*** COLLECTED DATA

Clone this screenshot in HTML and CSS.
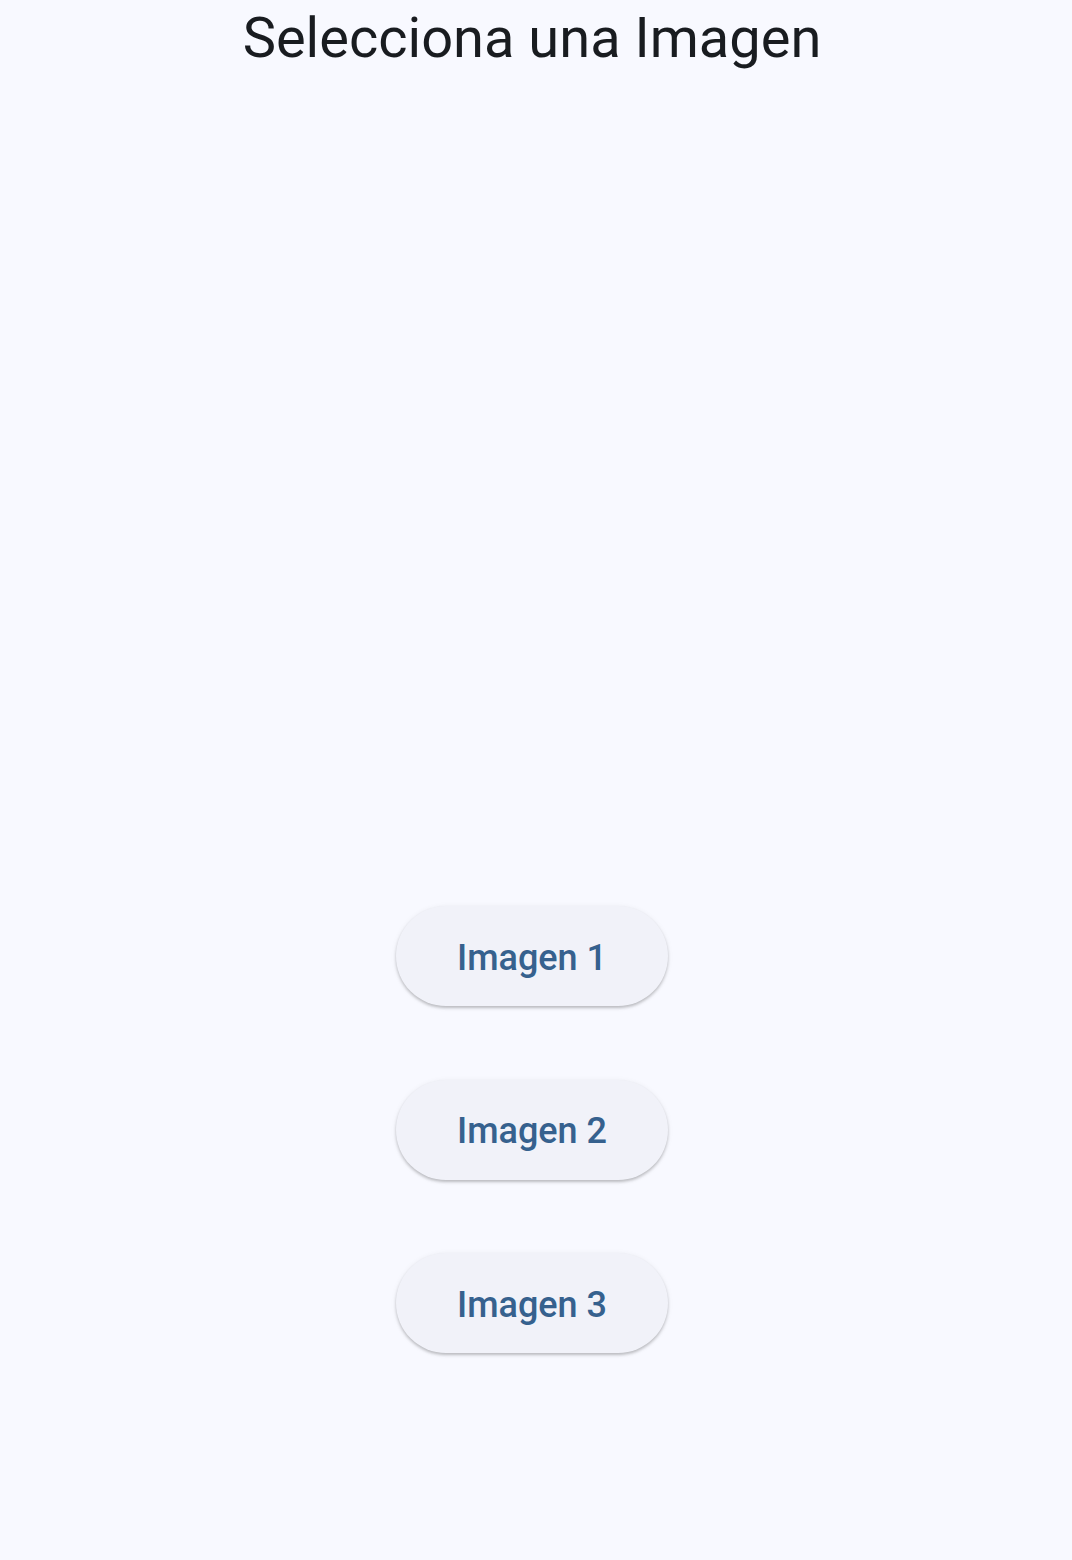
FILE: index.html
```html
<!DOCTYPE html>
<html lang="es">
<head>
<meta charset="utf-8">
<title>Selecciona una Imagen</title>
<link rel="stylesheet" href="styles.css">
</head>
<body>
<main class="page">
  <h1 class="title">Selecciona una Imagen</h1>
  <div class="image-area"></div>
  <div class="buttons">
    <button class="btn">Imagen 1</button>
    <button class="btn">Imagen 2</button>
    <button class="btn">Imagen 3</button>
  </div>
</main>
</body>
</html>
```
FILE: styles.css
```css
html, body {
  margin: 0;
  padding: 0;
  background: #f8f9ff;
}
body {
  font-family: Roboto, "Noto Sans", sans-serif;
  width: 1072px;
  height: 1560px;
  overflow: hidden;
}
.page {
  display: flex;
  flex-direction: column;
  align-items: center;
  padding-right: 8px;
}
.title {
  margin: 0;
  font-size: 56px;
  font-weight: 400;
  line-height: 76px;
  color: #191c20;
}
.image-area {
  height: 830px;
}
.buttons {
  display: flex;
  flex-direction: column;
  align-items: center;
  gap: 73.5px;
}
.btn {
  height: 100px;
  width: 272px;
  border: none;
  border-radius: 50px;
  background: #f1f2f9;
  color: #36618e;
  font-family: Roboto, sans-serif;
  font-size: 36px;
  font-weight: 500;
  letter-spacing: 0;
  box-shadow: 0 2px 3px rgba(0,0,0,0.22), 0 1px 6px rgba(0,0,0,0.06);
  padding: 3px 0 0 0;
}
```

******

TO BE DONE: Quote everything in the listing above exactly; pictures are the only thing to omit.

TASK ANSWER:
Clone this screenshot in HTML and CSS.
FILE: index.html
```html
<!DOCTYPE html>
<html lang="es">
<head>
<meta charset="utf-8">
<title>Selecciona una Imagen</title>
<link rel="stylesheet" href="styles.css">
</head>
<body>
<main class="page">
  <h1 class="title">Selecciona una Imagen</h1>
  <div class="image-area"></div>
  <div class="buttons">
    <button class="btn">Imagen 1</button>
    <button class="btn">Imagen 2</button>
    <button class="btn">Imagen 3</button>
  </div>
</main>
</body>
</html>
```
FILE: styles.css
```css
html, body {
  margin: 0;
  padding: 0;
  background: #f8f9ff;
}
body {
  font-family: Roboto, "Noto Sans", sans-serif;
  width: 1072px;
  height: 1560px;
  overflow: hidden;
}
.page {
  display: flex;
  flex-direction: column;
  align-items: center;
  padding-right: 8px;
}
.title {
  margin: 0;
  font-size: 56px;
  font-weight: 400;
  line-height: 76px;
  color: #191c20;
}
.image-area {
  height: 830px;
}
.buttons {
  display: flex;
  flex-direction: column;
  align-items: center;
  gap: 73.5px;
}
.btn {
  height: 100px;
  width: 272px;
  border: none;
  border-radius: 50px;
  background: #f1f2f9;
  color: #36618e;
  font-family: Roboto, sans-serif;
  font-size: 36px;
  font-weight: 500;
  letter-spacing: 0;
  box-shadow: 0 2px 3px rgba(0,0,0,0.22), 0 1px 6px rgba(0,0,0,0.06);
  padding: 3px 0 0 0;
}
```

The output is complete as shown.